Their deaths in recent months returned me to both Jean Valentine and Lawrence Ferlinghetti. One early Ferlinghetti poem I reread many times: “The World Is A Beautiful Place.” With the exception of only a few of its lines, it could almost have been equally written by Wislawa Szymborska. Noticing that startled me and got me to thinking. They are poets of almost the same generation, who came of age in entirely different worlds, yet shared a certain sensibility, understanding, angle of view, even tone. I began hearing Szymborska’s poems differently after reading that one by Ferlinghetti; they became more overtly ferocious. And I began then to wonder how much of Western poetry goes straight back to the groundbreaking Russian poet, Mayakovsky, who may be one of the earliest 20th-century poets to take up the practice of speaking his mind so directly. Though Mayakovsky goes back to Horace, and Horace to some predecessor I likely don’t know.

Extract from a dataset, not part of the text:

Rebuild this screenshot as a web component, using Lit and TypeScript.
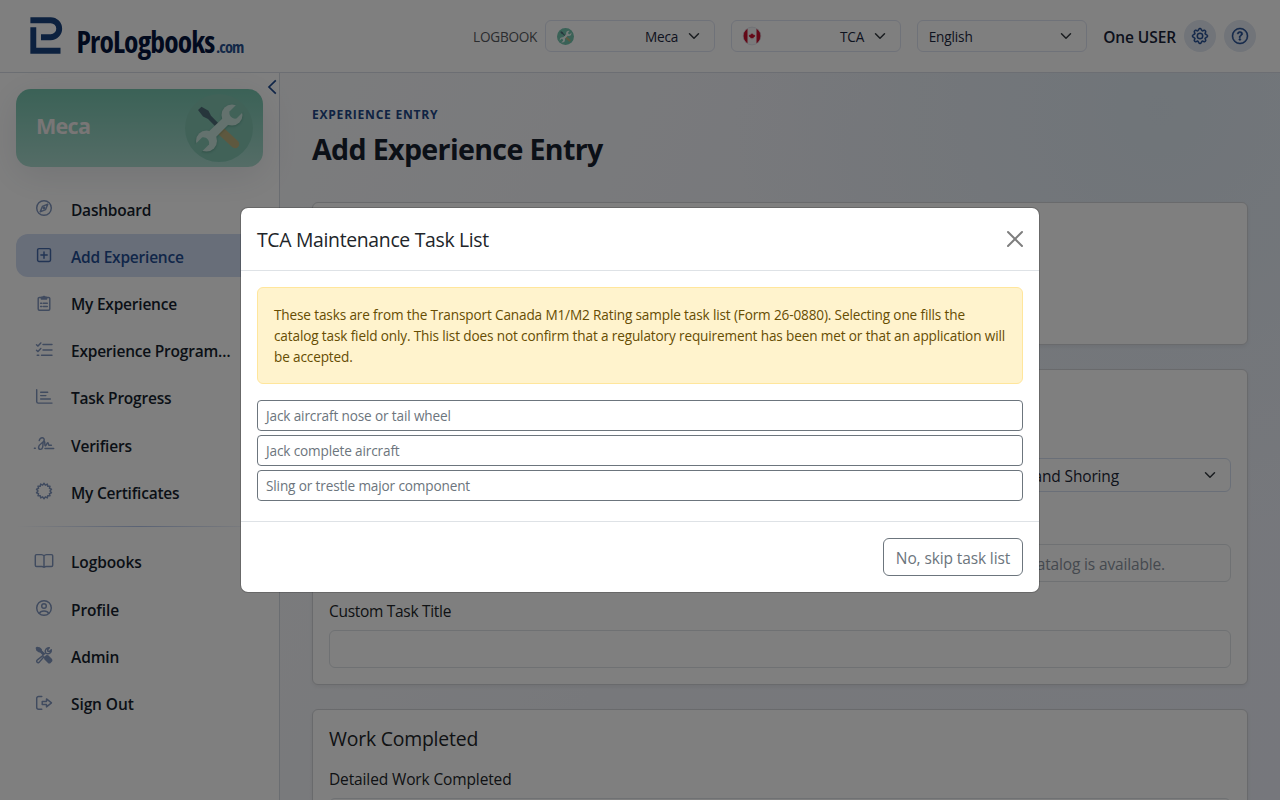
import { LitElement, html, css, svg } from "lit";
import { customElement, state } from "lit/decorators.js";
import { classMap } from "lit/directives/class-map.js";

const starPoints = Array.from({ length: 28 }, (_, i) => {
  const r = i % 2 ? 6 : 7.7;
  const a = (i * Math.PI) / 14;
  return `${(8 + r * Math.sin(a)).toFixed(2)},${(8 - r * Math.cos(a)).toFixed(2)}`;
}).join(" ");

const icons: Record<string, unknown> = {
  compass: svg`<circle cx="8" cy="8" r="7.3"/><path d="M11.8 4.2 9.6 9.6 4.2 11.8 6.4 6.4Z"/><circle cx="8" cy="8" r=".7"/>`,
  plus: svg`<rect x="1.6" y="1.6" width="12.9" height="12.9" rx="1.4"/><path d="M8 4.9v6.3M4.9 8h6.3"/>`,
  clipboard: svg`<path d="M5 2.4H3.4a1.2 1.2 0 0 0-1.2 1.2v10.5a1.2 1.2 0 0 0 1.2 1.2h9.2a1.2 1.2 0 0 0 1.2-1.2V3.6a1.2 1.2 0 0 0-1.2-1.2H11"/><path d="M5.4 4.1V2.3h1.3a1.4 1.4 0 0 1 2.6 0h1.3v1.8Z" fill="currentColor"/><path d="M7.3 8.2h4M7.3 11.4h4M4.6 8.2h1.1M4.6 11.4h1.1"/>`,
  checks: svg`<path d="M7 2.5h9M7 8h9M5.5 13.2H16M.5 2.7 2 4.1 4.8.9M.5 8.2 2 9.6 4.8 6.4M1.2 13.2h1.6"/>`,
  chart: svg`<path d="M.7.8v11.7a1.6 1.6 0 0 0 1.6 1.6H16M4.7 3.3h7M4.7 6.6h5.2M4.7 9.9h9.6"/>`,
  sign: svg`<path d="M-1.6 12.3h.9M3.2 4.6C4.200.9 8.600 1 8.200 4.200 7.800 7 3 7.700 2.600 11c-.3 2.900 3.300 3.300 4 .4.8-3.100-.1-6.100 1.400-6.200 1.500 0 .2 4.600 1.300 4.700 1.200.1 1.400-3.200 2.500-3.100 1 .1.300 2.500 1.400 2.500h2.200M9 12.500H17.700"/>`,
  badge: svg`<polygon points=${starPoints}/>`,
  book: svg`<path d="M8 3C7.400 1.900 6.400 1.600 5.400 1.600H.5a1.200 1.200 0 0 0-1.200 1.200v9.400a1.200 1.200 0 0 0 1.200 1.200H5.700c1 0 1.900.3 2.300.9.400-.6 1.300-.9 2.300-.9h5.200a1.200 1.200 0 0 0 1.200-1.200V2.800a1.200 1.200 0 0 0-1.200-1.200h-4.900C9.600 1.600 8.600 1.900 8 3ZM8 3v11"/>`,
  person: svg`<circle cx="8" cy="8" r="7.300"/><circle cx="8" cy="6" r="2.300"/><path d="M3.500 13.300c.7-1.900 2.300-2.300 4.500-2.300s3.800.4 4.500 2.300"/>`,
  tools: svg`<path d="M1 .4.400 1 .9 3.200 3 4.700h1.300l3 3.100 1-1-3.100-3V2.600L3.300.9ZM9.600 9.600 10.700 8.700l1.300.3 3.500 3.500a1.700 1.700 0 0 1 0 1.600l-1.400 1.400a1.700 1.700 0 0 1-1.600 0L9 12l-.3-1.300Z" fill="currentColor"/><path d="m6.900 8.600-5.500 4.300a1.500 1.500 0 1 0 2.100 2L8 9.700M8.900 6.600 9.600 5.700a3.500 3.500 0 0 1 3.700-4.900L11.600 2.700l.3 1.500 1.500.3 1.900-1.800a3.500 3.500 0 0 1-4.600 3.900"/>`,
  exit: svg`<path d="M5.800 1.500H2.600A1.900 1.900 0 0 0 .7 3.400v8.900a1.900 1.900 0 0 0 1.900 1.900h3.200M10.500 3.900l5 4-5 4V9.400H6.200V6.400h4.300Z"/>`,
};

const icon = (name: string) => html`<svg class="icon" viewBox="0 0 16 16">${icons[name]}</svg>`;
const chevron = html`<svg class="chev" viewBox="0 0 16 16"><path d="m2 5 6 6 6-6"/></svg>`;

const toolsArt = (id: string) => html`<svg class="art" viewBox="0 0 68 68">
  <defs>
    <mask id=${id}>
      <rect width="68" height="68" fill="#fff"/>
      <path d="M44.500 17.500 54 8l7 7-9.500 9.500c-4 1-8-3-7-7Z" fill="#000"/>
      <path d="M24 50.500 14.500 60l-7-7L17 43.500c4-1 8 3 7 7Z" fill="#000"/>
    </mask>
  </defs>
  <circle class="art-bg" cx="34" cy="34" r="34"/>
  <path d="m13 16 3.500-3.200 7 4 2.500 5L38 34l-3 3-12-12-5-2.500Z" fill="#4f6d78"/>
  <path d="m37 38 13 12" stroke="#bdb17f" stroke-width="8.500" stroke-linecap="round"/>
  <g mask="url(#${id})" class="wrench">
    <circle cx="47" cy="21" r="10.500"/><circle cx="21.500" cy="47" r="10.500"/>
    <path d="M29 32.500 38 24l6 6-19 19-7-6Z"/>
  </g>
</svg>`;

const leaf = "m0-4.100.9 1.600 1-.4-.3 2 1.200-1 .4.800 1.200-.2-.6 1.300.5.4L2 2.100l.2.900L.3 2.700V4.200h-.6V2.700L-2.200 3-2 2.100-4.300.4l.5-.4-.6-1.300 1.200.2.400-.8 1.200 1-.3-2 1 .4Z";

@customElement("app-root")
export class AppRoot extends LitElement {
  @state() private active = "Add Experience";

  private primary = [
    ["compass", "Dashboard"], ["plus", "Add Experience"], ["clipboard", "My Experience"],
    ["checks", "Experience Program…"], ["chart", "Task Progress"], ["sign", "Verifiers"], ["badge", "My Certificates"],
  ];
  private secondary = [["book", "Logbooks"], ["person", "Profile"], ["tools", "Admin"], ["exit", "Sign Out"]];
  private tasks = ["Jack aircraft nose or tail wheel", "Jack complete aircraft", "Sling or trestle major component"];

  static styles = css`
    :host { display: block; width: 1280px; height: 800px; overflow: hidden; position: relative; background: #fff;
      font-family: "Open Sans", "Noto Sans", sans-serif; font-size: 15.5px; font-stretch: 97.5%; line-height: 24px; color: #212529; }
    * { box-sizing: border-box; }
    h1, h2, h3, p { margin: 0; font-weight: 400; }
    svg { display: block; overflow: visible; flex: none; }
    button { font: inherit; font-stretch: inherit; background: none; cursor: pointer; }
    .page { height: 800px; display: grid; grid-template: 73px 1fr / 280px 1fr; }
    header { grid-column: 1 / 3; display: flex; align-items: center; border-bottom: 1px solid #d8dde6; padding: 0 24px 0 30px; background: #fff; }
    .logo { display: flex; align-items: flex-start; height: 72px; padding-top: 17px; color: #04143c; }
    .mark { width: 32px; height: 37px; fill: none; stroke: #19427f; stroke-width: 5.900; margin-right: 14.500px; }
    .name { font-weight: 700; font-size: 29.500px; font-stretch: 75%; letter-spacing: -.86px; line-height: 40px; padding-top: 5px; white-space: nowrap; }
    .com { font-weight: 700; font-size: 16.500px; letter-spacing: -.95px; color: #27508f; margin-left: 1.500px; }
    .tools { margin-left: auto; display: flex; align-items: center; }
    .label { font-size: 13.600px; font-weight: 500; color: #56595d; margin-right: 8px; letter-spacing: -.24px; padding-top: 2px; }
    .select { width: 170px; height: 32px; border: 1.500px solid #dfe4f2; border-radius: 6px; display: flex; align-items: center; margin-right: 16px; padding: 0 12px 0 10.500px; font-size: 13.600px; color: #1c2740; }
    .select span { padding-top: 2px; letter-spacing: -.15px; }
    .select .chev { margin-left: 8px; }
    .grow { flex: 1; }
    .chev { width: 16px; height: 12px; fill: none; stroke: #343a40; stroke-width: 2; stroke-linecap: round; stroke-linejoin: round; }
    .flag { width: 18px; height: 18px; }
    .mini { width: 17px; height: 17px; margin-right: 1px; }
    .art { width: 100%; height: 100%; }
    .mini .art-bg { fill: #74c4ae; }
    .mini .wrench { fill: #eef8f5; }
    .user { font-weight: 600; letter-spacing: -.1px; color: #182338; margin-right: 8px; padding-top: 2px; }
    .round { width: 32px; height: 32px; border-radius: 50%; background: #e2e8f2; display: grid; place-items: center; margin-left: 8px; color: #214b90; }
    .user + .round { margin-left: 0; }
    .round svg { width: 16px; height: 16px; fill: currentColor; stroke: currentColor; stroke-width: .5; }
    aside { border-right: 1px solid #d5dae3; padding: 16px; position: relative; background: #fff; }
    .collapse { position: absolute; left: 267px; top: 6px; width: 10px; height: 16px; fill: none; stroke: #214b90; stroke-width: 1.700; }
    .tile { height: 78px; border-radius: 15px; background: linear-gradient(#76c4ae, #a9d9cd); display: flex; align-items: center; justify-content: space-between; padding: 0 10px 0 20px; box-shadow: 0 8px 36px rgba(40,60,80,.12); color: #f3ecec; }
    .tile-name { font-size: 21.500px; font-weight: 700; letter-spacing: -.7px; padding-bottom: 5px; }
    .tile-art { width: 68px; height: 68px; }
    .tile .art-bg { fill: #82c4b1; }
    .tile .wrench { fill: #c8e4dc; filter: drop-shadow(0 1px 1px rgba(0,60,40,.25)); }
    nav { display: flex; flex-direction: column; gap: 4.200px; margin-top: 19.800px; }
    .item { height: 43px; border-radius: 12px; display: flex; align-items: center; padding-left: 19.600px; gap: 19.400px; color: #161f2e; font-weight: 600; letter-spacing: -.22px; white-space: nowrap; }
    .item span { padding-top: 2.600px; }
    .item.on { background: #d1dcf2; color: #224c92; }
    .icon { width: 16px; height: 16px; fill: none; stroke: currentColor; stroke-width: 1.450; color: #8196be; stroke-linecap: round; stroke-linejoin: round; }
    .on .icon { color: #4468a8; }
    .rule { height: 1px; margin: 12.800px 0 0; background: linear-gradient(90deg, transparent, #b5c6ea, transparent); }
    .second { margin-top: 12.800px; }
    .second .item { letter-spacing: -.1px; }
    main { overflow: hidden; padding: 32px; background: radial-gradient(circle at 88% 5%, rgba(222,233,242,.9), transparent 38%), linear-gradient(115deg, #f8f9fb 0%, #eff1f7 45%, #eceff8 100%); }
    .eyebrow { font-size: 12.100px; font-weight: 700; letter-spacing: .73px; color: #204686; line-height: 20px; }
    h1 { font-size: 28.600px; font-weight: 700; letter-spacing: -.66px; line-height: 40px; color: #16202f; margin-top: 4px; }
    .card { border: 1px solid #d2d4d8; border-radius: 6px; background: #fff; padding: 16px; margin-bottom: 24px; box-shadow: 0 2px 4px rgba(0,0,0,.06); }
    .card.top { height: 143.500px; margin-top: 32.500px; }
    .card.task { height: 316px; padding-top: 88px; }
    .card.work { height: 300px; margin-bottom: 0; }
    .field { border: 1px solid #dee2e6; border-radius: 6px; height: 38px; display: flex; align-items: center; justify-content: flex-end; }
    .field.pick { height: 34px; border-color: #d5dff0; padding-right: 12px; gap: 83px; color: #1c2636; width: 50%; margin-left: auto; }
    .field.pick span, .field.hint span { padding-top: 2px; letter-spacing: -.15px; }
    .field.hint { margin-top: 52px; padding-right: 65px; color: #8a929e; }
    .caption { padding-top: 1px; height: 24px; margin: 16px 0 8px; letter-spacing: -.3px; }
    .card h2 { font-size: 19.400px; letter-spacing: -.2px; padding-top: 1px; height: 24px; }
    h2 + .caption { letter-spacing: -.13px; }
    .backdrop { position: absolute; inset: 0; background: rgba(0,0,0,.5); display: grid; place-items: center; }
    .modal { width: 800px; border: 1px solid rgba(0,0,0,.175); border-radius: 8px; background: #fff; background-clip: padding-box; }
    .head { height: 63px; padding: 0 16px; border-bottom: 1px solid #dee2e6; display: flex; align-items: center; justify-content: space-between; }
    .head h3 { font-size: 19.400px; letter-spacing: -.32px; padding-top: 1px; }
    .close { border: 0; padding: 0; opacity: .5; width: 16px; height: 16px; }
    .body { padding: 16px 16px 20px; display: flex; flex-direction: column; gap: 4px; }
    .alert { height: 97px; border: 1px solid #ffe69c; border-radius: 6px; background: #fff3cd; color: #664d03; padding: 16px; font-size: 13.600px; letter-spacing: -.143px; line-height: 21px; margin-bottom: 12px; white-space: nowrap; }
    .task-btn { border: 1px solid #6c757d; border-radius: 4px; height: 31px; padding: 1px 8px 0; text-align: left; font-size: 13.600px; letter-spacing: -.14px; color: #6c757d; }
    .foot { border-top: 1px solid #dee2e6; padding: 16px; display: flex; justify-content: flex-end; }
    .skip { width: 140px; height: 38px; border: 1px solid #6c757d; border-radius: 6px; color: #6c757d; letter-spacing: -.12px; padding: 2px 0 0; white-space: nowrap; }
  `;

  private item([ic, text]: string[]) {
    return html`<div class=${classMap({ item: true, on: text === this.active })} @click=${() => (this.active = text)}>
      ${icon(ic)}<span>${text}</span></div>`;
  }

  render() {
    return html`
      <div class="page">
        <header>
          <div class="logo">
            <svg class="mark" viewBox="0 0 32 37"><path d="M.4 3.200H20.700a8.500 8.500 0 0 1 0 17H11M3.300 10.200V33.700H30.500"/></svg>
            <div class="name">ProLogbooks<span class="com">.com</span></div>
          </div>
          <div class="tools">
            <span class="label">LOGBOOK</span>
            <div class="select"><div class="mini">${toolsArt("m1")}</div><i class="grow"></i><span>Meca</span>${chevron}</div>
            <div class="select">
              <svg class="flag" viewBox="-9 -9 18 18"><defs><clipPath id="fc"><circle r="8.800"/></clipPath></defs>
                <g clip-path="url(#fc)"><path fill="#f4f4f6" d="M-9-9H9V9H-9Z"/><path fill="#c8102e" d="M-9-9h4.500V9H-9ZM4.500-9H9V9H4.500Z"/></g>
                <path fill="#c8102e" transform="scale(.75)" d=${leaf}/><circle r="8.900" fill="none" stroke="#d5dae4" stroke-width=".7"/></svg>
              <i class="grow"></i><span>TCA</span>${chevron}
            </div>
            <div class="select"><span>English</span><i class="grow"></i>${chevron}</div>
            <span class="user">One USER</span>
            <div class="round"><svg viewBox="0 0 16 16"><path d="M8 4.754a3.246 3.246 0 1 0 0 6.492 3.246 3.246 0 0 0 0-6.492M5.754 8a2.246 2.246 0 1 1 4.492 0 2.246 2.246 0 0 1-4.492 0"/><path d="M9.796 1.343c-.527-1.790-3.065-1.790-3.592 0l-.094.319a.873.873 0 0 1-1.255.520l-.292-.160c-1.640-.892-3.433.902-2.540 2.541l.159.292a.873.873 0 0 1-.520 1.255l-.319.094c-1.790.527-1.790 3.065 0 3.592l.319.094a.873.873 0 0 1 .520 1.255l-.160.292c-.892 1.640.901 3.434 2.541 2.540l.292-.159a.873.873 0 0 1 1.255.520l.094.319c.527 1.790 3.065 1.790 3.592 0l.094-.319a.873.873 0 0 1 1.255-.520l.292.160c1.640.893 3.434-.902 2.540-2.541l-.159-.292a.873.873 0 0 1 .520-1.255l.319-.094c1.790-.527 1.790-3.065 0-3.592l-.319-.094a.873.873 0 0 1-.520-1.255l.160-.292c.893-1.640-.902-3.433-2.541-2.540l-.292.159a.873.873 0 0 1-1.255-.520zm-2.633.283c.246-.835 1.428-.835 1.674 0l.094.319a1.873 1.873 0 0 0 2.693 1.115l.291-.160c.764-.415 1.600.420 1.184 1.185l-.159.292a1.873 1.873 0 0 0 1.116 2.692l.318.094c.835.246.835 1.428 0 1.674l-.319.094a1.873 1.873 0 0 0-1.115 2.693l.160.291c.415.764-.420 1.600-1.185 1.184l-.291-.159a1.873 1.873 0 0 0-2.693 1.116l-.094.318c-.246.835-1.428.835-1.674 0l-.094-.319a1.873 1.873 0 0 0-2.692-1.115l-.292.160c-.764.415-1.600-.420-1.184-1.185l.159-.291A1.873 1.873 0 0 0 1.945 8.930l-.319-.094c-.835-.246-.835-1.428 0-1.674l.319-.094A1.873 1.873 0 0 0 3.060 4.377l-.160-.292c-.415-.764.420-1.600 1.185-1.184l.292.159a1.873 1.873 0 0 0 2.692-1.115z"/></svg></div>
            <div class="round"><svg viewBox="0 0 16 16"><path d="M8 15A7 7 0 1 1 8 1a7 7 0 0 1 0 14m0 1A8 8 0 1 0 8 0a8 8 0 0 0 0 16"/><path d="M5.255 5.786a.237.237 0 0 0 .241.247h.825c.138 0 .248-.113.266-.250.090-.656.540-1.134 1.342-1.134.686 0 1.314.343 1.314 1.168 0 .635-.374.927-.965 1.371-.673.489-1.206 1.060-1.168 1.987l.003.217a.250.250 0 0 0 .250.246h.811a.250.250 0 0 0 .250-.250v-.105c0-.718.273-.927 1.010-1.486.609-.463 1.244-.977 1.244-2.056 0-1.511-1.276-2.241-2.673-2.241-1.267 0-2.655.590-2.750 2.286m1.557 5.763c0 .533.425.927 1.010.927.609 0 1.028-.394 1.028-.927 0-.552-.420-.940-1.029-.940-.584 0-1.009.388-1.009.940"/></svg></div>
          </div>
        </header>
        <aside>
          <svg class="collapse" viewBox="0 0 10 16"><path d="M8.800 1.400 2 8l6.800 6.600"/></svg>
          <div class="tile"><span class="tile-name">Meca</span><div class="tile-art">${toolsArt("m2")}</div></div>
          <nav>${this.primary.map((i) => this.item(i))}</nav>
          <div class="rule"></div>
          <nav class="second">${this.secondary.map((i) => this.item(i))}</nav>
        </aside>
        <main>
          <p class="eyebrow">EXPERIENCE ENTRY</p>
          <h1>Add Experience Entry</h1>
          <section class="card top"></section>
          <section class="card task">
            <div class="field pick"><span>and Shoring</span>${chevron}</div>
            <div class="field hint"><span>catalog is available.</span></div>
            <p class="caption">Custom Task Title</p>
            <div class="field"></div>
          </section>
          <section class="card work">
            <h2>Work Completed</h2>
            <p class="caption">Detailed Work Completed</p>
            <div class="field"></div>
          </section>
        </main>
      </div>
      <div class="backdrop">
        <div class="modal">
          <div class="head"><h3>TCA Maintenance Task List</h3>
            <button class="close" aria-label="Close"><svg viewBox="0 0 16 16" width="16" height="16"><path d="M.293.293a1 1 0 0 1 1.414 0L8 6.586 14.293.293a1 1 0 1 1 1.414 1.414L9.414 8l6.293 6.293a1 1 0 0 1-1.414 1.414L8 9.414l-6.293 6.293a1 1 0 0 1-1.414-1.414L6.586 8 .293 1.707a1 1 0 0 1 0-1.414"/></svg></button>
          </div>
          <div class="body">
            <div class="alert">These tasks are from the Transport Canada M1/M2 Rating sample task list (Form 26-0880). Selecting one fills the<br>catalog task field only. This list does not confirm that a regulatory requirement has been met or that an application will<br>be accepted.</div>
            ${this.tasks.map((t) => html`<button class="task-btn">${t}</button>`)}
          </div>
          <div class="foot"><button class="skip">No, skip task list</button></div>
        </div>
      </div>`;
  }
}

Poets.org: What are you currently working on now in your writing, teaching, or publishing life?

JH: I’m attempting to tiptoe back into writing new poems. My most recent book, LEDGER, came out from Knopf in March 2020. Its publication date, March 10th, was the very day the U.S. changed, the day that everything after was cancelled. I spent the first part of this year of staying home doing written interviews, learning how to record videos—I’d never even taken a selfie—and learning how to read and speak and teach and listen to things over Zoom.

I often have a fallow year after a book comes out. This one was compounded by Covid-19, by the political crisis and social crisis, and then my mother’s death in July, at 98. I only wrote three or four poems I may end up keeping. Now, just as the world nears re-opening, I’m finding my own life a little less tasked by outer things. And so I try to cast some new lines, to see what might rise to meet them and to see something about who I am now, what the world is now. The old crises are still here—the crises of climate and biosphere, the crisis of our perennial, and increasing, human failings. I don’t know how my poems may enter them differently now. But one of the gifts of long silence, for me, is that the voice that returns is a voice changed. When I’ve forgotten who I was, how I spoke, what questions I used to ask, something new can emerge.